To fix the author email issue, I used the instructions found on Stack Overflow for how to change the author and committer name information. This was quite straightforward.
Next to remove the old Jekyll commits, I
truncated my git history
starting from my first commit to this repository in 2015. The only thing I had
to do was find my first commit which was easily found by
git log author="Brian Kloppenborg"
and going to the bottom.
Lastly, I decided to move the PDF files into Git Large File Storage. To do so, I applied the BFG Repo-Cleaner to remove the PDFs from the git history as follows:
java -jar bfg-1.13.0.jar --convert-to-git-lfs "*.pdf" --no-blob-protection .
Then I cleared up the reflog
as follows:
git reflog expire --expire=now --all && git gc --prune=now --aggressive
And instantiated git-lfs
sudo apt install git-lfs
cd REPOSITORY
git lfs install
git lfs track "*.pdf"
git add .gitattributes
git add content/*.pdf
git commit -m "..."
git push
After this the repository was squeaky clean.
Deployment
One of the most awesome thing about static site generators is that they build
static HTML pages which means you can host your website anywhere.
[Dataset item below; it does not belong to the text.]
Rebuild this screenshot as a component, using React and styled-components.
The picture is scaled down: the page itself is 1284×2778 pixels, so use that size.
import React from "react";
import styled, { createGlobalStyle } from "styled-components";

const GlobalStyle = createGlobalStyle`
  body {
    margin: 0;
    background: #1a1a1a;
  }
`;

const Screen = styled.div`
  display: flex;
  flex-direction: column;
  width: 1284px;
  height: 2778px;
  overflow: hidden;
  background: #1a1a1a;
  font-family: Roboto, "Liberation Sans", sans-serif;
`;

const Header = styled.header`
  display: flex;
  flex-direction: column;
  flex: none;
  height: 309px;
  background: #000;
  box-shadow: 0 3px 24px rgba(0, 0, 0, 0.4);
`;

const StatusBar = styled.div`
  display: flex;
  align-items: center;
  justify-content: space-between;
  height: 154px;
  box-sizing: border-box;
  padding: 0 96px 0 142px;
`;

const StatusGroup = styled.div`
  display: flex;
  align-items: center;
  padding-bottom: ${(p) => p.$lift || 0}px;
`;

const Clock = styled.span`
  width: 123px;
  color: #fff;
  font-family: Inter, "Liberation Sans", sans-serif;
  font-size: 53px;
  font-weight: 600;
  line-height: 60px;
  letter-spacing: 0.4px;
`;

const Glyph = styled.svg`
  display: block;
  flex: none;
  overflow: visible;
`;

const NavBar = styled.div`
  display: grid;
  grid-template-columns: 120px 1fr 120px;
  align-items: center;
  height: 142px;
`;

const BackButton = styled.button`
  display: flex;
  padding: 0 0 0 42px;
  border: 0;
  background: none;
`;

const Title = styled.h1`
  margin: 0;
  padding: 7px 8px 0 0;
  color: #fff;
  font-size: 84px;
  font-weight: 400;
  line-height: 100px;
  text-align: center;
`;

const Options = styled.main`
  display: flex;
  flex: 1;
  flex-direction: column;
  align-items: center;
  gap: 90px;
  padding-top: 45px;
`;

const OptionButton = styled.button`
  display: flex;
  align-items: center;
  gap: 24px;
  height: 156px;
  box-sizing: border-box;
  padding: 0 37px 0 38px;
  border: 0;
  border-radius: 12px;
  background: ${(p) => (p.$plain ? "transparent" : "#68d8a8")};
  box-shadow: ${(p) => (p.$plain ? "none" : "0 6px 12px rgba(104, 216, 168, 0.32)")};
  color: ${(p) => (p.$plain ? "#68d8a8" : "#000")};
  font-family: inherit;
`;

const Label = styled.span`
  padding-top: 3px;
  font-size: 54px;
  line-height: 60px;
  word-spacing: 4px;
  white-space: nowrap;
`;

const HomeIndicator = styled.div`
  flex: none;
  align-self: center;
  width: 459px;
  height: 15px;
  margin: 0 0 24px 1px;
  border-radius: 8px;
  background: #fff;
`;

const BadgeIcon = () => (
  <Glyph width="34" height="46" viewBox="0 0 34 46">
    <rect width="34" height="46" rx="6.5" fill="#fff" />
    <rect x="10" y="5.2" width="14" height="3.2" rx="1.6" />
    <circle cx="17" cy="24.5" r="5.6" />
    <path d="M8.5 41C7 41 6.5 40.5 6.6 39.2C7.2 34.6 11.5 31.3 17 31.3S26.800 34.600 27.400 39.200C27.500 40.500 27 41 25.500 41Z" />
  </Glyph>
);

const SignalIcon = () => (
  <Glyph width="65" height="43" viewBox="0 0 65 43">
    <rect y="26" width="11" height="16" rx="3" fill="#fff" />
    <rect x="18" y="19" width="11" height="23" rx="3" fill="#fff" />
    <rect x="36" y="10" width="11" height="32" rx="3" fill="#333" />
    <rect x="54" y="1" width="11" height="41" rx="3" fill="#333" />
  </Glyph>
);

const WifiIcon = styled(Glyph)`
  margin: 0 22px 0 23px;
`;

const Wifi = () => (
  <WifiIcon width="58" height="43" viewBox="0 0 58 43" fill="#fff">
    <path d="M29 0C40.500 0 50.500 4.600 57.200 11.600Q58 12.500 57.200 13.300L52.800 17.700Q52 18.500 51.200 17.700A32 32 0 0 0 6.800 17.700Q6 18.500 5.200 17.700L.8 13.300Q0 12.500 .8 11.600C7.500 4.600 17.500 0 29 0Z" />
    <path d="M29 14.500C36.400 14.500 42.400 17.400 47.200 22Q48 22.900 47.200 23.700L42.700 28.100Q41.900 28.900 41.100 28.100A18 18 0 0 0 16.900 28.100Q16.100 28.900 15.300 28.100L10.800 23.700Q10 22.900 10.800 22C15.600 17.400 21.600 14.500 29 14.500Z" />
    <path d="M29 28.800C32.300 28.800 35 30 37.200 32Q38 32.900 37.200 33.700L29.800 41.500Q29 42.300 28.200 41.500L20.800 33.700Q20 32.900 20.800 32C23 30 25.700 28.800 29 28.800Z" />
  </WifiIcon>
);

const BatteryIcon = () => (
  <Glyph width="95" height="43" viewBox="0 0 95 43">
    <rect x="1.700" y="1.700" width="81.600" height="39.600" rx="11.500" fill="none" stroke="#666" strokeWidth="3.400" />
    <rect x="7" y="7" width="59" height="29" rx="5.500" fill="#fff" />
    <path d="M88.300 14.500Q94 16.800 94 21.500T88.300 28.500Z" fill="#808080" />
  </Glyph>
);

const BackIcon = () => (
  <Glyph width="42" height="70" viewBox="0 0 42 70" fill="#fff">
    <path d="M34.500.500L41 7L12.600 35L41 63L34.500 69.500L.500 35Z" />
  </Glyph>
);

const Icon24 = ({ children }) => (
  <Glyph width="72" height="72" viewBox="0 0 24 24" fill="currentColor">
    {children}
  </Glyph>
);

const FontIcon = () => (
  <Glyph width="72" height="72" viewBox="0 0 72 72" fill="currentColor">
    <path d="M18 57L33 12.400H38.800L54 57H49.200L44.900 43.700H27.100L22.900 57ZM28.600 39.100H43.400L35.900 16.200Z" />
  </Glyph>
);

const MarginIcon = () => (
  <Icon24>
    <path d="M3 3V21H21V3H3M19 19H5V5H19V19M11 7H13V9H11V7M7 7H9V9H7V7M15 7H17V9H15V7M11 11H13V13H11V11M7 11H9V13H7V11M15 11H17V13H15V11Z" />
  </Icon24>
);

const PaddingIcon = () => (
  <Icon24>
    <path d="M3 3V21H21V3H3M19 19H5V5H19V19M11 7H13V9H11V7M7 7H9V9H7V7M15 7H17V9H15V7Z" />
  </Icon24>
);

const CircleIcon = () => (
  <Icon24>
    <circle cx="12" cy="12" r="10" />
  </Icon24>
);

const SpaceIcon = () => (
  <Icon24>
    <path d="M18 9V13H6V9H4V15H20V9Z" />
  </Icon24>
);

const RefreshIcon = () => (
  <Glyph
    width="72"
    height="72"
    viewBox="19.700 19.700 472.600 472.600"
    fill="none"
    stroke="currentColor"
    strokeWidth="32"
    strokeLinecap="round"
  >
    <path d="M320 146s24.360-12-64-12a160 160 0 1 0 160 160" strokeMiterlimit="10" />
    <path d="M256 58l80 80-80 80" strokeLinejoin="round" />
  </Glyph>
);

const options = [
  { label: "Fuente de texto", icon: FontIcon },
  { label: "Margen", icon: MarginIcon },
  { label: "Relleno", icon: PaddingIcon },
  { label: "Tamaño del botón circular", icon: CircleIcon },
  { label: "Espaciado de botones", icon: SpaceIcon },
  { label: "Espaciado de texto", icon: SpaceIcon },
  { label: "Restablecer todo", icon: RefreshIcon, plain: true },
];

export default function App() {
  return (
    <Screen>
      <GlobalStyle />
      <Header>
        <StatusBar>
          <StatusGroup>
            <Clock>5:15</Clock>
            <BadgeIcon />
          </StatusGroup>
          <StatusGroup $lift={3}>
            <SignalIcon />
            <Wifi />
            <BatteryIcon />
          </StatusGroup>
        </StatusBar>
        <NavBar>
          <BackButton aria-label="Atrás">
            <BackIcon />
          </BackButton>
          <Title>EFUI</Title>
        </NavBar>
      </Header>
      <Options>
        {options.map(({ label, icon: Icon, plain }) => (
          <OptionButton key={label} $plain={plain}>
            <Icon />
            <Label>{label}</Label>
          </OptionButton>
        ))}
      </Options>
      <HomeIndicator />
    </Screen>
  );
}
In the case
of kloppenborg.net I just host things locally.
So my deployment process is as easy as running Hugo to produce the pages
in the public
directory and then rsync-ing them to my hosting provider:
hugo && rsync -avz --delete public/ ${USER}@${HOST}:${DIR}
Where USER
and HOST
are the username and hostname of the server where
I place my content and DIR
is the directory where the content goes.